**Material for this task:**
━━━━━━━━━━━━━━━━━━━━━━━━━━━━━━

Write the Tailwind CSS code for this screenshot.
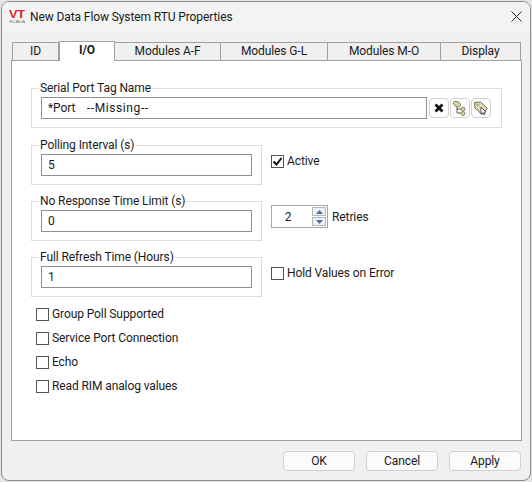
<!DOCTYPE html>
<html lang="en">
<head>
    <meta charset="UTF-8">
    <title>New Data Flow System RTU Properties</title>
    <script src="https://cdn.jsdelivr.net/npm/@tailwindcss/browser@4"></script>
</head>
<body class="bg-[#e4e4e4] w-[532px] h-[482px] overflow-hidden font-['Roboto','Noto_Sans',sans-serif] text-[12px] leading-[16px] tracking-[-0.1px] text-[#1a1a1a]">
    <div class="ml-px mt-px w-[530px] h-[480px] flex flex-col border border-[#8c8c8c] rounded-lg bg-[#f0f0f0] overflow-hidden">
        <!-- title bar -->
        <div class="h-[30px] shrink-0 bg-[#f3f3f3] flex items-center pl-[7px] pr-[8px]">
            <svg width="17" height="14" viewBox="0 0 17 14" class="mr-[4px]">
                <text x="0" y="8" font-family="Liberation Sans" font-weight="700" font-size="10" fill="#e0202a" textLength="16" lengthAdjust="spacingAndGlyphs">VT</text>
                <text x="0" y="13.2" font-family="Liberation Sans" font-size="3.2" fill="#777" textLength="16" lengthAdjust="spacingAndGlyphs">SCADA</text>
            </svg>
            <span class="flex-1">New Data Flow System RTU Properties</span>
            <svg width="11" height="11" viewBox="0 0 11 11" class="-mt-[2px]"><path d="M.5.5l10 10M10.5.5l-10 10" stroke="#222" fill="none"/></svg>
        </div>

        <div class="flex-1 flex flex-col px-[9px] pt-[9px]">
            <!-- tabs -->
            <div class="flex h-[19px] items-end pl-px relative z-10 text-center">
                <div class="w-[47px] h-[18px] border border-b-0 border-[#a0a0a0] bg-[#f0f0f0]">ID</div>
                <div class="w-[56px] h-[20px] -mb-px border border-b-0 border-[#a0a0a0] bg-white font-bold">I/O</div>
                <div class="w-[106px] h-[18px] border border-b-0 border-l-0 border-[#a0a0a0] bg-[#f0f0f0]">Modules A-F</div>
                <div class="w-[107px] h-[18px] border border-b-0 border-l-0 border-[#a0a0a0] bg-[#f0f0f0]">Modules G-L</div>
                <div class="w-[113px] h-[18px] border border-b-0 border-l-0 border-[#a0a0a0] bg-[#f0f0f0]">Modules M-O</div>
                <div class="w-[80px] h-[18px] border border-b-0 border-l-0 border-[#a0a0a0] bg-[#f0f0f0]">Display</div>
            </div>

            <!-- tab page -->
            <div class="w-[511px] h-[381px] border border-[#a0a0a0] bg-white pt-[27px] pl-[19px]">
                <div class="relative w-[471px] h-[40px] border border-[#dcdcdc] flex items-center pl-[9px]">
                    <span class="absolute -top-[9px] left-[7px] bg-white px-[1px]">Serial Port Tag Name</span>
                    <div class="w-[386px] h-[22px] border border-[#8f8f8f] pl-[6px] flex items-center whitespace-pre">*Port    <span class="tracking-[0.6px]">--Missing--</span></div>
                    <div class="ml-[2px] w-[20px] h-[20px] border border-[#d0d0d0] rounded-[4px] flex items-center justify-center">
                        <svg width="10" height="10" viewBox="0 0 10 10"><path d="M1.5 1.5l7 7M8.5 1.5l-7 7" stroke="#111" stroke-width="2.8" fill="none"/></svg>
                    </div>
                    <div class="ml-px w-[20px] h-[20px] border border-[#d0d0d0] rounded-[4px] flex items-center justify-center">
                        <svg width="16" height="16" viewBox="0 0 16 16">
                            <path d="M1 3l2-2 4 1 2 3-2 2-4-1z" fill="#d8d2a0" stroke="#8a8760"/>
                            <path d="M5 7v6h4M5 9h4" stroke="#555" fill="none"/>
                            <circle cx="11" cy="9" r="2" fill="#d8d2a0" stroke="#8a8760"/>
                            <circle cx="11" cy="13.5" r="2" fill="#d8d2a0" stroke="#8a8760"/>
                        </svg>
                    </div>
                    <div class="ml-px w-[20px] h-[20px] border border-[#d0d0d0] rounded-[4px] flex items-center justify-center">
                        <svg width="16" height="16" viewBox="0 0 16 16">
                            <path d="M1.5 2.5l6-.5 7 6.5-5.5 6-7-6.5z" fill="#e0dbb0" stroke="#6f6c50"/>
                            <circle cx="5" cy="5" r="1" fill="#fff" stroke="#6f6c50" stroke-width=".6"/>
                            <path d="M8 7l5 5-2 .3 1 2-1 .5-1-2-2 1.2z" fill="#fff" stroke="#333" stroke-width=".8"/>
                        </svg>
                    </div>
                </div>

                <div class="mt-[17px] flex items-center">
                    <div class="relative w-[231px] h-[40px] border border-[#dcdcdc] flex items-center pl-[9px]">
                        <span class="absolute -top-[9px] left-[7px] bg-white px-[1px]">Polling Interval (s)</span>
                        <div class="w-[211px] h-[22px] border border-[#8f8f8f] pl-[6px] flex items-center">5</div>
                    </div>
                    <div class="ml-[9px] -mt-[8px] flex items-center">
                        <div class="w-[13px] h-[13px] border border-[#555] flex items-center justify-center">
                            <svg width="11" height="11" viewBox="0 0 11 11"><path d="M1.5 5.5l3 3 5-6.5" stroke="#111" stroke-width="2" fill="none"/></svg>
                        </div>
                        <span class="ml-[3px]">Active</span>
                    </div>
                </div>

                <div class="mt-[16px] flex items-center">
                    <div class="relative w-[231px] h-[40px] border border-[#dcdcdc] flex items-center pl-[9px]">
                        <span class="absolute -top-[9px] left-[7px] bg-white px-[1px]">No Response Time Limit (s)</span>
                        <div class="w-[211px] h-[22px] border border-[#8f8f8f] pl-[6px] flex items-center">0</div>
                    </div>
                    <div class="ml-[9px] -mt-[9px] flex items-center">
                        <div class="w-[57px] h-[23px] border border-[#a8a8a8] flex items-center pr-[1px]">
                            <span class="flex-1 text-center pr-[8px]">2</span>
                            <div class="w-[14px] flex flex-col gap-[1px]">
                                <div class="h-[9px] border border-[#b5b5b5] bg-[#eef1f6] flex items-center justify-center">
                                    <svg width="7" height="4" viewBox="0 0 7 4"><path d="M3.5 0l3.5 4H0z" fill="#4f6d9c"/></svg>
                                </div>
                                <div class="h-[9px] border border-[#b5b5b5] bg-[#eef1f6] flex items-center justify-center">
                                    <svg width="7" height="4" viewBox="0 0 7 4"><path d="M0 0h7L3.5 4z" fill="#4f6d9c"/></svg>
                                </div>
                            </div>
                        </div>
                        <span class="ml-[4px]">Retries</span>
                    </div>
                </div>

                <div class="mt-[16px] flex items-center">
                    <div class="relative w-[231px] h-[40px] border border-[#dcdcdc] flex items-center pl-[9px]">
                        <span class="absolute -top-[9px] left-[7px] bg-white px-[1px]">Full Refresh Time (Hours)</span>
                        <div class="w-[211px] h-[22px] border border-[#8f8f8f] pl-[6px] flex items-center">1</div>
                    </div>
                    <div class="ml-[9px] -mt-[8px] flex items-center">
                        <div class="w-[13px] h-[13px] border border-[#555]"></div>
                        <span class="ml-[3px]">Hold Values on Error</span>
                    </div>
                </div>

                <div class="mt-[9px] ml-[5px] flex flex-col gap-[8px]">
                    <div class="flex items-center"><div class="w-[13px] h-[13px] border border-[#555]"></div><span class="ml-[3px]">Group Poll Supported</span></div>
                    <div class="flex items-center"><div class="w-[13px] h-[13px] border border-[#555]"></div><span class="ml-[3px]">Service Port Connection</span></div>
                    <div class="flex items-center"><div class="w-[13px] h-[13px] border border-[#555]"></div><span class="ml-[3px]">Echo</span></div>
                    <div class="flex items-center"><div class="w-[13px] h-[13px] border border-[#555]"></div><span class="ml-[3px]">Read RIM analog values</span></div>
                </div>
            </div>

            <!-- dialog buttons -->
            <div class="flex justify-end gap-[11px] pt-[10px]">
                <div class="w-[72px] h-[20px] border border-[#d0d0d0] rounded-[4px] bg-[#fbfbfb] flex items-center justify-center">OK</div>
                <div class="w-[72px] h-[20px] border border-[#d0d0d0] rounded-[4px] bg-[#fbfbfb] flex items-center justify-center">Cancel</div>
                <div class="w-[72px] h-[20px] border border-[#d0d0d0] rounded-[4px] bg-[#fbfbfb] flex items-center justify-center">Apply</div>
            </div>
        </div>
    </div>
</body>
</html>
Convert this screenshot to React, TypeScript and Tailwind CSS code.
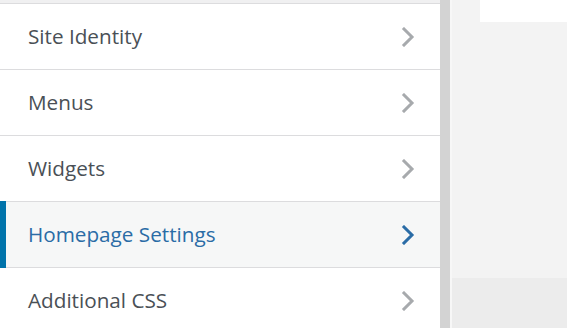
import React from "react";

const items = [
  { label: "Site Identity", active: false },
  { label: "Menus", active: false },
  { label: "Widgets", active: false },
  { label: "Homepage Settings", active: true },
  { label: "Additional CSS", active: false },
];

function Chevron({ color }: { color: string }) {
  return (
    <svg width="14" height="20" viewBox="0 0 14 20" fill="none">
      <path d="M3 2 L11 10 L3 18" stroke={color} strokeWidth="3" strokeLinecap="square" />
    </svg>
  );
}

export default function App() {
  return (
    <div
      className="flex w-[567px] h-[328px] overflow-hidden bg-[#f3f3f3]"
      style={{ fontFamily: '"Open Sans", "Noto Sans", sans-serif' }}
    >
      <div className="w-[440px] shrink-0 bg-white flex flex-col">
        <div className="h-[4px] shrink-0 bg-[#f0f0f1] border-b border-[#dcdcde]" />
        {items.map((it) => (
          <div
            key={it.label}
            className={`relative flex items-center justify-between h-[66px] shrink-0 border-b border-[#dcdcde] pl-[28px] pr-[25px] ${
              it.active ? "bg-[#f6f7f7]" : "bg-white"
            }`}
          >
            {it.active && <div className="absolute left-0 top-[-1px] bottom-[-1px] w-[6px] bg-[#0073aa]" />}
            <span className={`text-[20.7px] font-medium ${it.active ? "text-[#2a6ca6]" : "text-[#4a5056]"}`}>{it.label}</span>
            <Chevron color={it.active ? "#2a6ca6" : "#a7aaad"} />
          </div>
        ))}
      </div>
      <div className="w-[10px] shrink-0 bg-[#d3d3d3]" />
      <div className="w-[2px] shrink-0 bg-[#f7f7f7]" />
      <div className="flex-1 flex flex-col">
        <div className="flex h-[22px] shrink-0">
          <div className="w-[28px] bg-[#f3f3f3]" />
          <div className="flex-1 bg-white" />
        </div>
        <div className="flex-1 bg-[#f3f3f3]" />
        <div className="h-[50px] shrink-0 bg-[#ececec]" />
      </div>
    </div>
  );
}
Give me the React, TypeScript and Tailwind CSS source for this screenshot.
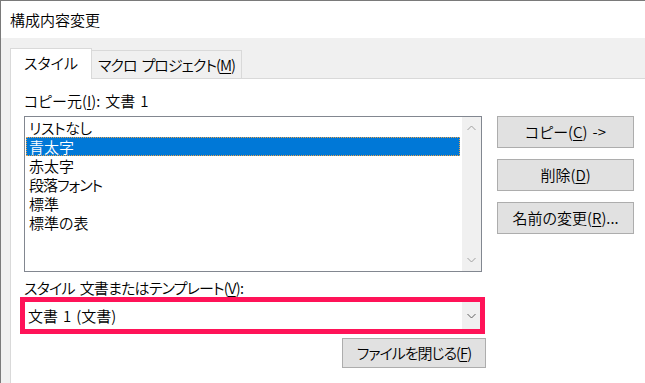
import React from "react";

const U = ({ c }: { c: string }) => <span className="underline underline-offset-2 decoration-1">{c}</span>;
const Sp = ({ w = "w-[5px]" }: { w?: string }) => <span className={"inline-block " + w} />;

const Chevron = ({ up, color = "#a0a0a0" }: { up?: boolean; color?: string }) => (
  <svg width="9" height="6" viewBox="0 0 9 6">
    <path d={up ? "M0.5 5 L4.5 1 L8.5 5" : "M0.5 1 L4.5 5 L8.5 1"} fill="none" stroke={color} strokeWidth="1" />
  </svg>
);

const Btn = ({ children, className = "" }: { children: React.ReactNode; className?: string }) => (
  <div className={"flex items-center justify-center whitespace-nowrap bg-[#e1e1e1] border border-[#adadad] text-[15px] leading-[18px] " + className}>
    {children}
  </div>
);

export default function App() {
  const items = [
    { t: "リストなし", k: "tracking-[-0.4px]" },
    { t: "青太字", k: "" },
    { t: "赤太字", k: "" },
    { t: "段落フォント", k: "tracking-[-1px]" },
    { t: "標準", k: "" },
    { t: "標準の表", k: "" },
  ];
  return (
    <div
      className="w-[645px] h-[383px] overflow-hidden bg-[#f0f0f0] border-l border-t border-[#7a7a7a] text-black flex flex-col whitespace-nowrap font-[350] [font-feature-settings:'palt']"
      style={{ fontFamily: '"Noto Sans CJK JP", "Noto Sans", sans-serif' }}
    >
      <div className="h-[37px] bg-white flex items-center pl-[9px] text-[15px] leading-[18px]">構成内容変更</div>
      <div className="h-[40px] bg-[#f0f0f0] flex items-end pl-[9px] shrink-0">
        <div className="relative z-10 -mb-px w-[82px] h-[31px] bg-white border border-b-0 border-[#d9d9d9] flex items-center justify-center text-[15px] leading-[18px] pb-[2px]">
          スタイル
        </div>
        <div className="w-[150px] h-[28px] bg-[#f0f0f0] border border-b-0 border-l-0 border-[#d9d9d9] flex items-center justify-center text-[15px] leading-[18px] tracking-[-1px]">
          マクロ<Sp />プロジェクト(<U c="M" />)
        </div>
      </div>
      <div className="flex-1 ml-[9px] bg-white border-l border-t border-[#d9d9d9] pl-[9px] pt-[13px]">
        <div className="flex">
          <div className="w-[466px]">
            <div className="ml-[4px] text-[15px] leading-[18px] h-[18px]">
              コピー元(<U c="I" />):<Sp />文書<Sp />1
            </div>
            <div className="ml-[4px] mt-[6px] w-[458px] h-[156px] border border-[#828790] bg-white flex">
              <div className="flex-1 pt-[1px] pl-[1px] pr-[2px]">
                {items.map((it, i) => (
                  <div
                    key={it.t}
                    className={
                      "h-[19px] pl-[3px] text-[15px] leading-[19px] " +
                      it.k +
                      (i === 1 ? " bg-[#0078d7] text-white outline outline-1 outline-dotted outline-[#e9a24a] -outline-offset-1" : "")
                    }
                  >
                    {it.t}
                  </div>
                ))}
              </div>
              <div className="w-[19px] bg-[#f0f0f0] flex flex-col items-center justify-between py-[8px]">
                <Chevron up />
                <Chevron />
              </div>
            </div>
            <div className="ml-[4px] mt-[7px] text-[15px] leading-[17px] h-[17px] tracking-[-0.8px]">
              スタイル<Sp />文書またはテンプレート(<U c="V" />):
            </div>
            <div className="mt-[1px] w-[465px] h-[37px] border-[5px] border-[#ff1358] bg-white flex">
              <div className="flex-1 flex items-center pl-[3px] text-[15px] leading-[18px]">
                文書<Sp />1<Sp />(文書)
              </div>
              <div className="w-[18px] bg-[#f0f0f0] flex items-center justify-center">
                <Chevron color="#606060" />
              </div>
            </div>
            <div className="flex justify-end mt-[4px]">
              <Btn className="w-[144px] h-[30px] tracking-[-1px]">
                ファイルを閉じる(<U c="F" />)
              </Btn>
            </div>
          </div>
          <div className="ml-[11px] pt-[24px] flex flex-col gap-[11px]">
            <Btn className="w-[137px] h-[32px]">
              コピー(<U c="C" />)<Sp />-&gt;
            </Btn>
            <Btn className="w-[137px] h-[32px]">
              削除(<U c="D" />)
            </Btn>
            <Btn className="w-[137px] h-[32px]">
              名前の変更(<U c="R" />)...
            </Btn>
          </div>
        </div>
      </div>
    </div>
  );
}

━━━━━━━━━━━━━━━━━━━━━━━━━━━━━━

**Task prompt:**
Looking at the material above, count the lines containing the string "screenshot" and reply with the count alone.

**The answer:**
3